2 thoughts on “Washington Square Park Designer Nabs Dual Role

    • Author gravatar

      As a community resident and parent who spent several years fighting for the survival of the “mounds” in Washington Sq. Park I must agree with Geoffrey Croft and lament that George Vellonakis has now been appointed administrator of Washington Square Park.

      Contrary to the contrary claims by Barry Benepe (who should have been identified in his piece as the father of Adrian, head of the Parks dept. under Bloomberg and worked in tandem with Vellonakis), supporters of keeping the mounds always wanted them to be covered with a green material as originally designed, and refurbished so that children could play on them once again.

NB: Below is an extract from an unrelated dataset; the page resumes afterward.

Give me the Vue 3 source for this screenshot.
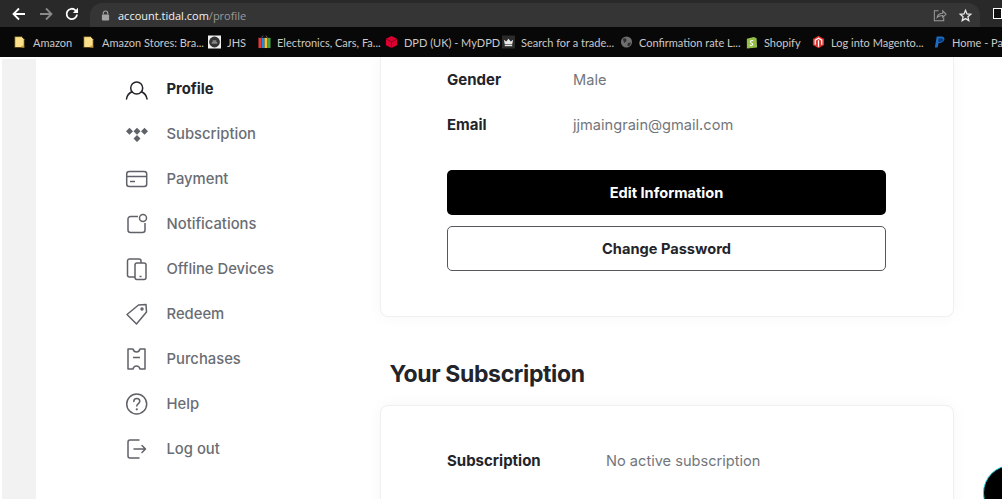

      Yet the Parks Department in cahoots with Vellonakis let them deteriorate for years, refusing to maintain or refurbish them and allowing them to become more and more unsightly in hopes that the community would give up and let them remove them. As quoted in the NYTimes: http://www.nytimes.com/2005/05/13/nyregion/the-designer-who-would-change-the-village-eden.html?_r=0

      The silver-topped Mr. Vellonakis, 46, trim, single and accessorized by Gucci, hasn’t been bitten, but he has been barked at by dog owners who don’t want their turf relocated. … And by preservationist fans of the three asphalt mounds, the remains of a playground, now used as condominiums by neighborhood rats. He wants to replace them with a new playground. A large plaza would be replaced by a lawn. A fence and gates would go up along the perimeter.

      “I’m surprised I haven’t yet been approached by a Save the Washington Square Park Rats coalition,” he jokes. Partly. Mr. Vellonakis really dislikes those mounds. “Not pretty! Doesn’t it make you want to come out here with a bulldozer?”
      Year after year, parent would hold rallies, play-ins, gather signatures on petitions and meet with elected officials, followed by the Park Department promising to renovate the mounds – only for them to go back on their word and draw up plans for their elimination.

      It is rather outrageous that now Barry Benepe in praising Vellonakis describes how “the popular, but unsightly, black asphalt mounds were replaced with even more popular green grass mounds where adults and children can roll and lie as well as run up and down” when Vellonakis did everything he could to make sure this would never happen.

      This is not even to mention the evident conflict of interest in having Vellonakis head WSP and the “Friends of WSP” organization. Or the execrable plans of Benepe and Vellonakis to put a high fence with locked gates around the park.

      As quoted in the NY Times, “Parks Commissioner Benepe explained, “You can’t have a landscaped park without a perimeter fence, or else people will walk through the landscape and soon there is no landscape.” Luckily the outrage was so intense and the idea so absurd that even the NY Post editorialized against it and Benepe and Vellonakis gave up.

      But do NOT let Vellonakis or his fans now take credit for retaining and renovating the very popular mounds when for years, he did everything in his power to raze them to the ground.

      Sincerely yours,

      Leonie Haimson
      124 Waverly Pl.
      New York, NY 10011

    • Author gravatar

      I’m surprised if you won’t admit now that those mounds have survived and now thrive under many scampering children?